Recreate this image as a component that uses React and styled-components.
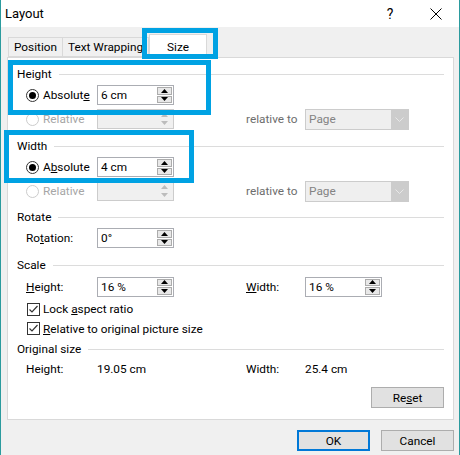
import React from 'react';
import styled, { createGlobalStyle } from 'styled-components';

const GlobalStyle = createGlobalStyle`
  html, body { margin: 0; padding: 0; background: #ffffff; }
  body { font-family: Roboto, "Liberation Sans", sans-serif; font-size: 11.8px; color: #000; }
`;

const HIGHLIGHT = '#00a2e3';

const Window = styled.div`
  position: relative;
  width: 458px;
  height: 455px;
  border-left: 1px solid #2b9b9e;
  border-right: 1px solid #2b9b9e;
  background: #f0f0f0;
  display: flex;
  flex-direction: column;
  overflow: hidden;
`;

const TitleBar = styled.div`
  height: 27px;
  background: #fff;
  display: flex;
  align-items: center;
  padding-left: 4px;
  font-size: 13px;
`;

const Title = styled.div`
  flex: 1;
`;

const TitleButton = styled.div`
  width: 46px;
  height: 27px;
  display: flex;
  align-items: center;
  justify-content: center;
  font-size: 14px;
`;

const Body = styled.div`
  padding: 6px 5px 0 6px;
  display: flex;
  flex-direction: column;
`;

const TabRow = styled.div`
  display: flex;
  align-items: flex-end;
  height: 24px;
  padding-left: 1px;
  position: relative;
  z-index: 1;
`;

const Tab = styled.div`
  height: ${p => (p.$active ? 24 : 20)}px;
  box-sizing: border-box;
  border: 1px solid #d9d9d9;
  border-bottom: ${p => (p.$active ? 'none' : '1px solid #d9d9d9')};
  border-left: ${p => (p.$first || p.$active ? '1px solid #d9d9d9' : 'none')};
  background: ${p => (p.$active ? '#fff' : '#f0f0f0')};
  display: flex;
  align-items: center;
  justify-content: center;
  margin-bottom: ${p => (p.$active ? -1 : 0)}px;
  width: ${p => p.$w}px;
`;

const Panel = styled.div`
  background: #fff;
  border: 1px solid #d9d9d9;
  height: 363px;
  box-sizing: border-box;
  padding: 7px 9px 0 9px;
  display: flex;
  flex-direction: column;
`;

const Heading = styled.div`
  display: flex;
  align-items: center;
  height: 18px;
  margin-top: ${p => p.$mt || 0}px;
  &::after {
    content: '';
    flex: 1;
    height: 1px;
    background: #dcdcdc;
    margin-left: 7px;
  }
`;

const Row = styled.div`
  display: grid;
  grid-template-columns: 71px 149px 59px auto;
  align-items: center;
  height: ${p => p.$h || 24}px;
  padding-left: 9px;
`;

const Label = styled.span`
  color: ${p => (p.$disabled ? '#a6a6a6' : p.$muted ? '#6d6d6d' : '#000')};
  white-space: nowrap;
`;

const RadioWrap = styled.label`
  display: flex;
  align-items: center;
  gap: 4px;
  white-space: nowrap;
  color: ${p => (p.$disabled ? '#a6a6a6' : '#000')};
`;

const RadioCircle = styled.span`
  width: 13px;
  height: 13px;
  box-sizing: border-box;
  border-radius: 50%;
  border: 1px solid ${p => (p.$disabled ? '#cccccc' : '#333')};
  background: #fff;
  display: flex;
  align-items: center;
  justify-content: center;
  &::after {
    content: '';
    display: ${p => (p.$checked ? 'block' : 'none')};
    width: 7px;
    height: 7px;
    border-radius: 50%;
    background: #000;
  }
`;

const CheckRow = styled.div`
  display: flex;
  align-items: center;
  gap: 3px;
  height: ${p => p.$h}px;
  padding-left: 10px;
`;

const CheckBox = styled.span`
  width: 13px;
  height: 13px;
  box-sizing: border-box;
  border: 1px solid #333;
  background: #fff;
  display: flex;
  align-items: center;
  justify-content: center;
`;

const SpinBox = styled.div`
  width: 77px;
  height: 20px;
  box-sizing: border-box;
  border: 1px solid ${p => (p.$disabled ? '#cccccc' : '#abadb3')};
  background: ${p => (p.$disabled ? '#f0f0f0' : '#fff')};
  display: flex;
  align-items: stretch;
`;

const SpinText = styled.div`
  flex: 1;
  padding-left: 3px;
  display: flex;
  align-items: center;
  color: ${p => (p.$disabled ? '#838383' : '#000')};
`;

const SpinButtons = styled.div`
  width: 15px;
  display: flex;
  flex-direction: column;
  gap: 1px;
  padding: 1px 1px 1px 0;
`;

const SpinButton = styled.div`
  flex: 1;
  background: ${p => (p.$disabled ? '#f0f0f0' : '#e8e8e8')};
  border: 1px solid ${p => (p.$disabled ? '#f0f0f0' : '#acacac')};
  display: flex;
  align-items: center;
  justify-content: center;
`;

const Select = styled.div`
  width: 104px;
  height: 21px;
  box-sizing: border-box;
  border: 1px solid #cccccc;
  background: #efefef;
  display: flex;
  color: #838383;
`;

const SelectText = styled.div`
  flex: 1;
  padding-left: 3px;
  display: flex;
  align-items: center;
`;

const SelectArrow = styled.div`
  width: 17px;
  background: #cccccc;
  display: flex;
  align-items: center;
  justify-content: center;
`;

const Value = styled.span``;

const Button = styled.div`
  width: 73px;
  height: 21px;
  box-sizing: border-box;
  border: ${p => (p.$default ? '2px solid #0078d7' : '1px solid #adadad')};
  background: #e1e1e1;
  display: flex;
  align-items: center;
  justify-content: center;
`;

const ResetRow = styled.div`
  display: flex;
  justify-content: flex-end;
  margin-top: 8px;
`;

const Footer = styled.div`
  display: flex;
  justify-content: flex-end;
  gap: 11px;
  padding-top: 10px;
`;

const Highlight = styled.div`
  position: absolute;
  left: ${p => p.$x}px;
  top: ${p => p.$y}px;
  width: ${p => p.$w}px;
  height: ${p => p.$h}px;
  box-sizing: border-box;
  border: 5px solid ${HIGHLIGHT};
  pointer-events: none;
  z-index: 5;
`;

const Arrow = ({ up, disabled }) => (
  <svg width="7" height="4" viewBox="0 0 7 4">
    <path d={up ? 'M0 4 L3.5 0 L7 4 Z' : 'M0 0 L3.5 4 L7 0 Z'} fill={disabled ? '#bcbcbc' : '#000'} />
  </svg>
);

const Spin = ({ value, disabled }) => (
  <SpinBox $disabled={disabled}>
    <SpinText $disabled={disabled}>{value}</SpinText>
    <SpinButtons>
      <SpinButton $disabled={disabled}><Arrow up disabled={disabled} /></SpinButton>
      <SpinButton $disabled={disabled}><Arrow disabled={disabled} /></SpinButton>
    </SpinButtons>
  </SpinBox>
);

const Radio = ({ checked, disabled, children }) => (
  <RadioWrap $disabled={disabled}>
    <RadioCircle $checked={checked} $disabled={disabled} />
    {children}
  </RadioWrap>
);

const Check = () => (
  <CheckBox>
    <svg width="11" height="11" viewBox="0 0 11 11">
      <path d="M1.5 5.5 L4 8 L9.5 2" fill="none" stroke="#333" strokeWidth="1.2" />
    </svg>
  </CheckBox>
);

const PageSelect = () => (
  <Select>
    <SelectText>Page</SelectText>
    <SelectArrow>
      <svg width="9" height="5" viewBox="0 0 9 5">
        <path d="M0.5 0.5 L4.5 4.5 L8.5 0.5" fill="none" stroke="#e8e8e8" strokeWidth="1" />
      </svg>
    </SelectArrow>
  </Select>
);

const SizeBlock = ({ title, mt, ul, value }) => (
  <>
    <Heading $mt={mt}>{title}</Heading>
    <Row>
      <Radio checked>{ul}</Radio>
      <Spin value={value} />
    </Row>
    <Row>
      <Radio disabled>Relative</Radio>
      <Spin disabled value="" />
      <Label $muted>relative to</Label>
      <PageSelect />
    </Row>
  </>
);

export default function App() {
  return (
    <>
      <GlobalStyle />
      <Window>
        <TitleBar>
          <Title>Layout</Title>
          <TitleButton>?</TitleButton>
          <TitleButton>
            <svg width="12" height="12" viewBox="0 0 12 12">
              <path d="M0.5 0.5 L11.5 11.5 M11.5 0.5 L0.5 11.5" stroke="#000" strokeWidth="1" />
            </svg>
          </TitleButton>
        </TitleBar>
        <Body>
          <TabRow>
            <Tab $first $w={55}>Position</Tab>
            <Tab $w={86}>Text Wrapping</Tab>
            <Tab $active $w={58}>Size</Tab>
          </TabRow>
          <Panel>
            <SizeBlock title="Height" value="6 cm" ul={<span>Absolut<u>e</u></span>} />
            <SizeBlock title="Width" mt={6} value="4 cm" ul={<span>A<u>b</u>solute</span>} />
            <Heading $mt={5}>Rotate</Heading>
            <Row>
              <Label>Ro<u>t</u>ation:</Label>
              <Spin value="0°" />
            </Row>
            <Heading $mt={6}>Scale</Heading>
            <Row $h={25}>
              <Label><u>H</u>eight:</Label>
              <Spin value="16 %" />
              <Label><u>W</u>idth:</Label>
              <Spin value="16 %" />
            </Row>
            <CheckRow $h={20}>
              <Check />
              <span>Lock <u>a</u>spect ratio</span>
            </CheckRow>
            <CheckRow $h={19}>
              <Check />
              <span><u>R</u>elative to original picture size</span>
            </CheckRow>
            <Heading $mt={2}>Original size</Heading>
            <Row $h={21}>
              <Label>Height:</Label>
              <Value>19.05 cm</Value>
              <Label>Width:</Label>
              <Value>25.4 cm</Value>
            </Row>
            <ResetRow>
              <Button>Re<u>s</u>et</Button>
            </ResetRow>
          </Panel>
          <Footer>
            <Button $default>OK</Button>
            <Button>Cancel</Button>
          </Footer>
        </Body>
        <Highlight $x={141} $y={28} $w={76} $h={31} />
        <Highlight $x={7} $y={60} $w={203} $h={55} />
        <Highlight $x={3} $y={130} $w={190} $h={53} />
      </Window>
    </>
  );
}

Job ▸ What count of lines in the listing contain the word "React"? Reply with the number only.

Exercise result ▸ 2